While many investors like to buy dividend-paying stocks for the long term, it is possible to use the effects of dividend payments on stock prices to find short-term patterns that can be profitably traded. When you understand how stock dividends work, you can then look for a pattern in the prices of these stocks that allow you to earn more profits than with a buy-and-hold strategy.
Most U.S. companies pay dividends quarterly, or four times a year. For each payment the company will declare the amount of the dividend along with a record date and payment date. To receive the dividend an investor must own the shares on the record date. Stock market rules dictate that it takes three business days for a stock trade to "settle," or become official. This means an investor must buy shares at least three days before the record date to earn the distribution and the stock goes "ex-dividend" two days before the record date.

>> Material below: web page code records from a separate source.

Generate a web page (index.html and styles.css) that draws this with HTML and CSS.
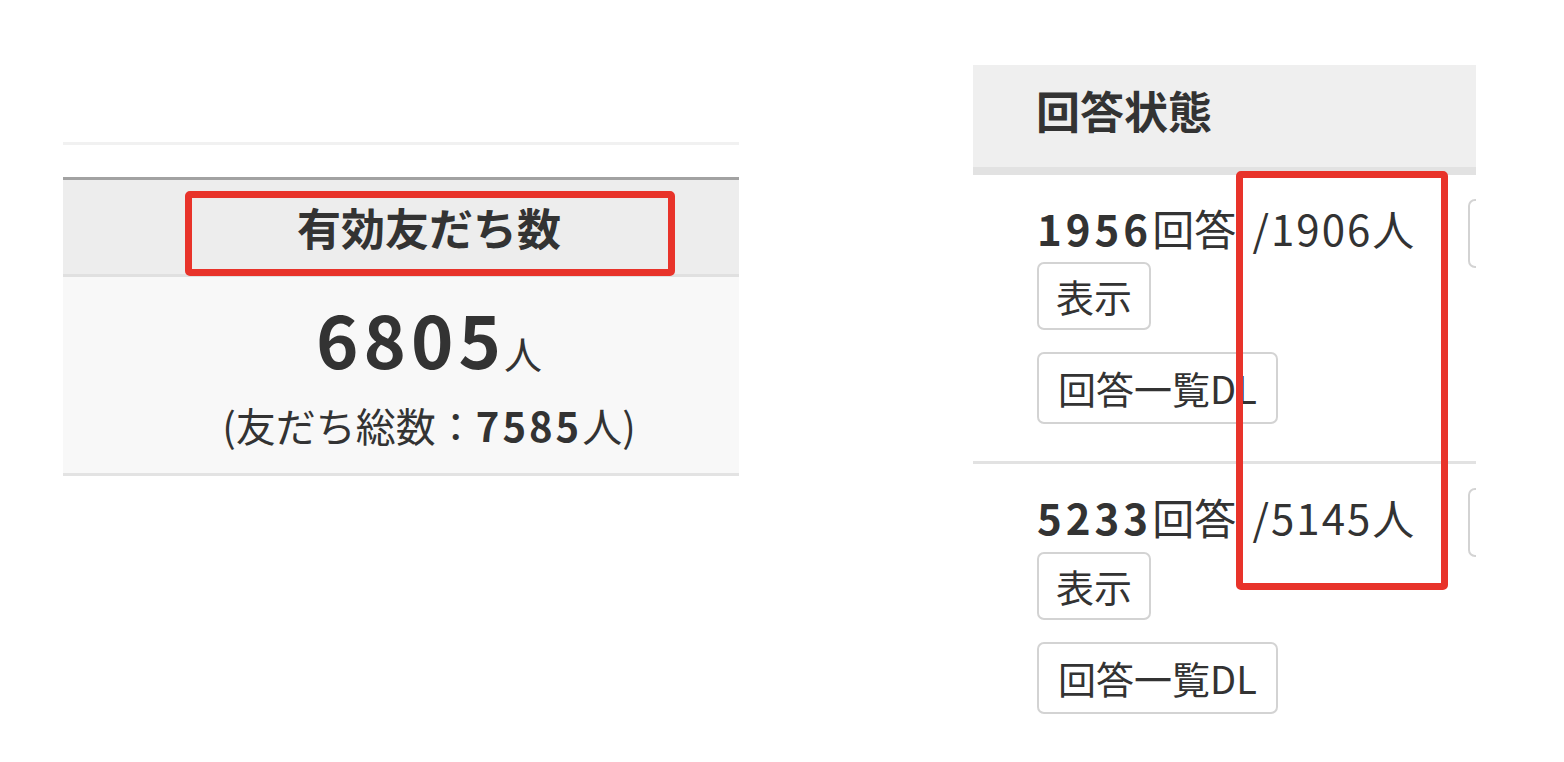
FILE: index.html
```html
<!DOCTYPE html>
<html lang="ja">
<head>
<meta charset="utf-8">
<title>友だち数・回答状態</title>
<link rel="stylesheet" href="styles.css">
</head>
<body>
<main class="page">
  <section class="friends">
    <div class="friends__rule"></div>
    <div class="stat">
      <div class="stat__head">有効友だち数</div>
      <div class="stat__body">
        <p class="stat__value"><span class="stat__num">6805</span><span class="stat__unit">人</span></p>
        <p class="stat__total">(友だち総数：<span class="stat__total-num">7585</span>人)</p>
      </div>
      <div class="mark mark--head"></div>
    </div>
  </section>

  <section class="answers">
    <div class="answers__head">回答状態</div>
    <div class="answers__row">
      <div class="answers__cell">
        <p class="answers__count"><span class="answers__num">1956</span>回答 <span class="answers__people">/1906人</span></p>
        <div class="answers__actions">
          <button class="btn" type="button">表示</button>
          <button class="btn btn--wide" type="button">回答一覧DL</button>
        </div>
      </div>
      <div class="answers__side">
        <button class="btn btn--side" type="button" aria-label="編集"></button>
      </div>
    </div>
    <div class="answers__row answers__row--last">
      <div class="answers__cell">
        <p class="answers__count"><span class="answers__num">5233</span>回答 <span class="answers__people">/5145人</span></p>
        <div class="answers__actions">
          <button class="btn" type="button">表示</button>
          <button class="btn btn--wide" type="button">回答一覧DL</button>
        </div>
      </div>
      <div class="answers__side">
        <button class="btn btn--side" type="button" aria-label="編集"></button>
      </div>
    </div>
    <div class="mark mark--people"></div>
  </section>
</main>
</body>
</html>
```
FILE: styles.css
```css
* {
  box-sizing: border-box;
}

html, body {
  margin: 0;
  padding: 0;
  background: #ffffff;
}

body {
  font-family: "Noto Sans CJK JP", "Noto Sans", sans-serif;
  color: #333333;
}

p {
  margin: 0;
}

.page {
  display: flex;
  align-items: flex-start;
  padding-left: 63px;
  gap: 234px;
}

/* ---------- left: friends count ---------- */
.friends {
  width: 676px;
  margin-top: 142px;
}

.friends__rule {
  height: 3px;
  background: #f1f1f1;
}

.stat {
  position: relative;
  margin-top: 32px;
}

.stat__head {
  height: 100px;
  display: flex;
  align-items: center;
  justify-content: center;
  padding-left: 56px;
  background: #ededed;
  border-top: 3px solid #a2a2a2;
  border-bottom: 3px solid #e0e0e0;
  font-size: 44px;
  font-weight: 700;
  line-height: 1.2;
}

.stat__body {
  background: #f8f8f8;
  border-bottom: 3px solid #e3e3e3;
  padding: 18px 0 24px 56px;
  text-align: center;
}

.stat__value {
  line-height: 1.2;
}

.stat__num {
  font-size: 72px;
  font-weight: 700;
  letter-spacing: 5px;
}

.stat__unit {
  font-size: 38px;
  margin-left: -2px;
}

.stat__total {
  margin-top: 20px;
  font-size: 40px;
  line-height: 1.2;
}

.stat__total-num {
  font-weight: 700;
  letter-spacing: 3px;
}

/* ---------- right: answers ---------- */
.answers {
  position: relative;
  width: 503px;
  margin-top: 65px;
  overflow: hidden;
}

.answers__head {
  height: 110px;
  display: flex;
  align-items: center;
  padding: 0 0 12px 63px;
  background: #efefef;
  border-bottom: 8px solid #e2e2e2;
  font-size: 44px;
  font-weight: 700;
  line-height: 1.2;
}

.answers__row {
  display: flex;
  align-items: flex-start;
  padding-left: 64px;
  border-bottom: 3px solid #e2e2e2;
}

.answers__row--last {
  border-bottom: none;
}

.answers__cell {
  flex: 0 0 431px;
  padding: 28px 0 37px;
}

.answers__count {
  font-size: 42px;
  line-height: 1.2;
  white-space: nowrap;
}

.answers__num {
  font-weight: 700;
  letter-spacing: 4px;
}

.answers__people {
  margin-left: 7px;
  letter-spacing: 2px;
}

.answers__actions {
  display: flex;
  flex-direction: column;
  align-items: flex-start;
  gap: 22px;
  margin-top: 9px;
}

.answers__side {
  flex: 0 0 auto;
  padding-top: 24px;
}

.btn {
  display: inline-block;
  height: 68px;
  padding: 0 17px;
  border: 2px solid #d3d3d3;
  border-radius: 7px;
  background: #ffffff;
  color: #333333;
  font-family: inherit;
  font-size: 38px;
  line-height: 60px;
  white-space: nowrap;
}

.btn--wide {
  height: 72px;
  padding: 0 19px;
  line-height: 66px;
}

.btn--side {
  width: 116px;
  height: 69px;
}

/* ---------- annotation marks ---------- */
.mark {
  position: absolute;
  border: 7px solid #e8332a;
  border-radius: 5px;
  pointer-events: none;
}

.mark--head {
  left: 122px;
  top: 14px;
  width: 490px;
  height: 85px;
}

.mark--people {
  left: 263px;
  top: 106px;
  width: 212px;
  height: 419px;
}
```
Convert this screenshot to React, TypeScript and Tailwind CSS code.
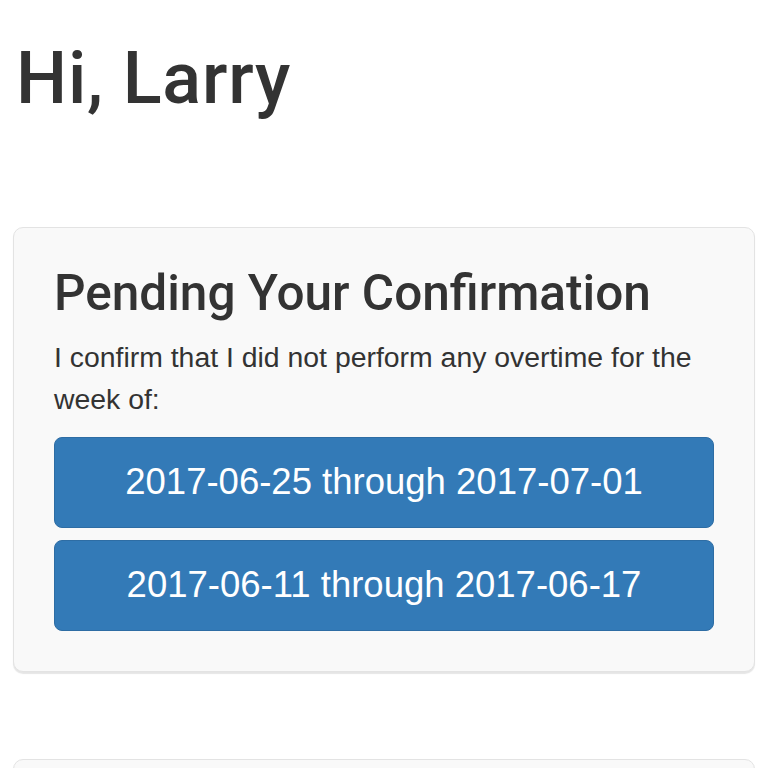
export default function App() {
  const weeks = ["2017-06-25 through 2017-07-01", "2017-06-11 through 2017-06-17"];
  return (
    <div className="min-h-[768px] bg-white px-[13px] text-[#333] [font-family:'Liberation_Sans',Arial,sans-serif]">
      <h1 className="pt-[39px] pl-[3px] text-[72px] leading-[1.1] font-medium tracking-[0.8px] [font-family:Roboto,'Liberation_Sans',sans-serif]">
        Hi, Larry
      </h1>

      <div className="mt-[109px] rounded-[10px] border border-[#e3e3e3] bg-[#f9f9f9] px-[40px] pt-[37px] pb-[40px] shadow-[0_2px_1px_rgba(0,0,0,0.1)]">
        <h2 className="text-[49.5px] leading-[57px] font-medium [font-family:Roboto,'Liberation_Sans',sans-serif]">
          Pending Your Confirmation
        </h2>
        <p className="mt-[14px] text-[28.4px] leading-[42px]">
          I confirm that I did not perform any overtime for the week of:
        </p>
        <div className="mt-[17px] flex flex-col gap-[12px]">
          {weeks.map((w) => (
            <button
              key={w}
              className="flex h-[91px] w-full items-center justify-center rounded-[8px] border border-[#2e6da4] bg-[#337ab7] text-[36.5px] text-white"
            >
              {w}
            </button>
          ))}
        </div>
      </div>

      <div className="mt-[87px] h-[100px] rounded-[10px] border border-[#e3e3e3] bg-[#f9f9f9]" />
    </div>
  );
}
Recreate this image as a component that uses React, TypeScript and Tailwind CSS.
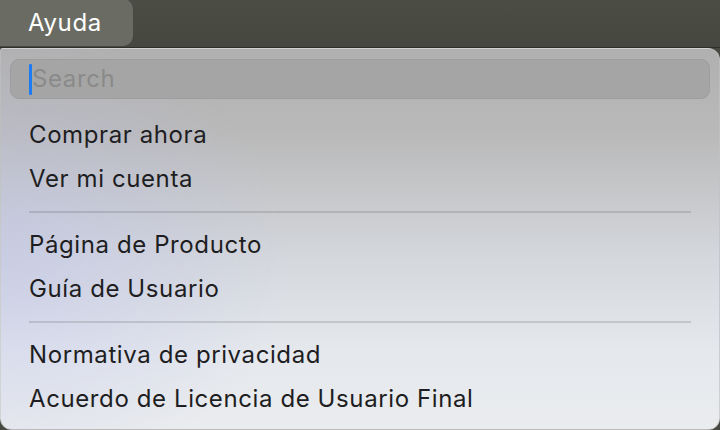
const groups = [
  ['Comprar ahora', 'Ver mi cuenta'],
  ['Página de Producto', 'Guía de Usuario'],
  ['Normativa de privacidad', 'Acuerdo de Licencia de Usuario Final'],
]

export default function App() {
  return (
    <div
      className="w-[720px] h-[430px] overflow-hidden bg-[#474941] flex flex-col tracking-[0.6px]"
      style={{ fontFamily: 'Inter, "Liberation Sans", sans-serif' }}
    >
      {/* Menu bar */}
      <div className="h-[48px] shrink-0 flex bg-[linear-gradient(to_bottom,#4b4d45,#464840)] border-b border-[#2e2f2b]">
        <div className="h-[47px] w-[133px] -mt-[1px] rounded-br-[10px] rounded-tr-[10px] bg-[#6a6c64] flex items-center pl-[28px]">
          <span className="text-white text-[24px] leading-none">Ayuda</span>
        </div>
      </div>

      {/* Dropdown panel */}
      <div className="flex-1 flex flex-col rounded-tr-[12px] rounded-b-[12px] rounded-tl-[3px] border border-[#c2c2c2]/60 bg-[radial-gradient(ellipse_40%_60%_at_0%_55%,rgba(190,195,235,0.5),transparent),linear-gradient(to_bottom,#b0b0b0_0%,#b9b9b9_22%,#d4d7dc_55%,#e5e8ed_80%,#eaecee_100%)]">
        {/* Search */}
        <div className="mx-[9px] mt-[10px] h-[40px] shrink-0 rounded-[9px] bg-[#a5a5a5] border border-[#9d9d9d] flex items-center pl-[18px]">
          <span className="w-[3px] h-[31px] bg-[#1c7cf4] rounded-[1px]" />
          <span className="text-[24px] leading-none text-[#8a8a8a]">Search</span>
        </div>

        <div className="flex flex-col pt-[14px]">
          {groups.map((g, gi) => (
            <div key={gi} className="flex flex-col">
              {gi > 0 && (
                <div className="h-[22px] flex items-center px-[28px]">
                  <div className="h-[2px] w-full bg-black/[0.12]" />
                </div>
              )}
              {g.map((label) => (
                <div
                  key={label}
                  className="h-[44px] flex items-center pl-[28px] text-[24px] leading-none text-[#1e1e22]"
                >
                  {label}
                </div>
              ))}
            </div>
          ))}
        </div>
      </div>
    </div>
  )
}
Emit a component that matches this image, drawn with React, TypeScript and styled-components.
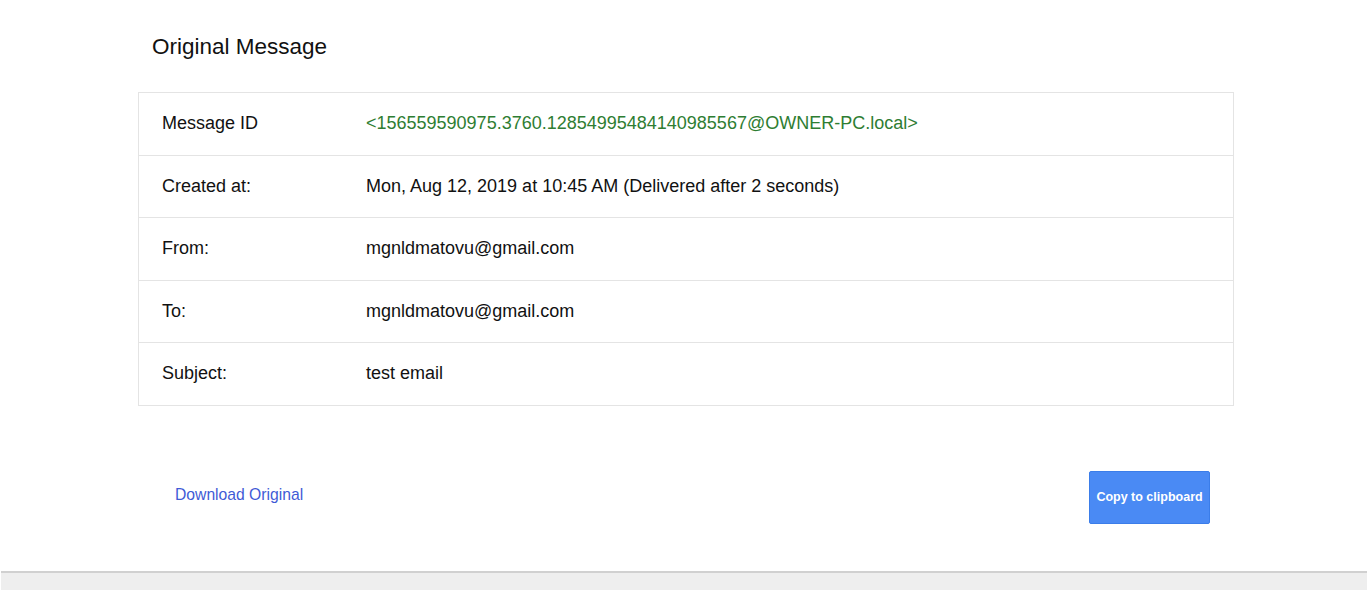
import React from "react";
import styled, { createGlobalStyle } from "styled-components";

const Global = createGlobalStyle`
  html, body { margin: 0; padding: 0; background: #fff; }
  body { font-family: "Liberation Sans", Arial, sans-serif; color: #111; }
`;

const Page = styled.div`
  width: 1367px;
  height: 590px;
  display: flex;
  flex-direction: column;
  overflow: hidden;
`;

const Main = styled.main`
  flex: 1;
  padding: 0 133px 0 138px;
  display: flex;
  flex-direction: column;
`;

const Title = styled.h1`
  margin: 31px 0 0 14px;
  height: 31px;
  font-size: 22.5px;
  font-weight: 400;
  line-height: 31px;
  color: #111;
`;

const Table = styled.div`
  margin-top: 30px;
  border: 1.5px solid #e4e4e4;
  display: flex;
  flex-direction: column;
`;

const Row = styled.div`
  display: grid;
  grid-template-columns: 204px 1fr;
  align-items: center;
  height: 61.5px;
  padding-left: 23px;
  font-size: 18px;
  & + & {
    border-top: 1.5px solid #e4e4e4;
  }
`;

const Label = styled.div`
  color: #111;
`;

const Value = styled.div<{ $accent?: boolean }>`
  color: ${(p) => (p.$accent ? "#2e7d32" : "#111")};
`;

const Actions = styled.div`
  margin-top: 65px;
  display: flex;
  justify-content: space-between;
  align-items: center;
  padding: 0 24px 0 37px;
`;

const Link = styled.a`
  font-size: 15.7px;
  color: #3f5bd6;
  text-decoration: none;
  margin-top: -5px;
  cursor: pointer;
`;

const Button = styled.button`
  width: 121px;
  height: 53px;
  border: 1px solid #3b7de9;
  border-radius: 2px;
  background: #4a8af4;
  color: #fff;
  font-family: "Liberation Sans", Arial, sans-serif;
  font-size: 12.5px;
  font-weight: 700;
  padding: 0;
  cursor: pointer;
`;

const Footer = styled.footer`
  height: 17px;
  margin-left: 1px;
  border-top: 2px solid #d0d0d0;
  background: #eeeeee;
`;

const rows = [
  { label: "Message ID", value: "<156559590975.3760.12854995484140985567@OWNER-PC.local>", accent: true },
  { label: "Created at:", value: "Mon, Aug 12, 2019 at 10:45 AM (Delivered after 2 seconds)" },
  { label: "From:", value: "mgnldmatovu@gmail.com" },
  { label: "To:", value: "mgnldmatovu@gmail.com" },
  { label: "Subject:", value: "test email" },
];

export default function App() {
  return (
    <Page>
      <Global />
      <Main>
        <Title>Original Message</Title>
        <Table>
          {rows.map((r) => (
            <Row key={r.label}>
              <Label>{r.label}</Label>
              <Value $accent={r.accent}>{r.value}</Value>
            </Row>
          ))}
        </Table>
        <Actions>
          <Link>Download Original</Link>
          <Button>Copy to clipboard</Button>
        </Actions>
      </Main>
      <Footer />
    </Page>
  );
}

When the stock market opens on the ex-dividend date, the share price will start trading at the previous day's closing price minus the amount of the dividend. This prevents traders from buying the day before the ex-date, qualifying as the shareholder of record, selling the next day and collecting the dividend without risk. This sequence of buying one day and selling the next allows an investor to be the owner for one day -- the record date -- but there is no profit in the trade because of the ex-dividend share price drop.
To buy a stock to both collect the dividend and invest for the short term, you must buy before the ex-dividend date and hold the stock until the share price recovers to your purchase price or higher. Different stocks take different time periods to recover. The price of a specific stock may also show a pattern before the ex-dividend date. For example, a specific stock increases by several percent in the days before going ex-dividend. With this stock, the price is usually cheaper if you would buy a week before it goes ex-dividend.
Due to the ex-dividend share price drop, to practice a short-term, dividend-capture investment strategy will involve buying a stock and holding it for a few weeks up to 60 days. If the stock pays qualified dividends, you must own the shares for at least 60 days to get the lower qualified tax rate on the dividend. Since stocks pay dividends four times a year, you need to work with two to four different stocks to spread the dividend payment dates throughout the year. Your research will reveal historical price patterns for each stock around the ex-dividend date.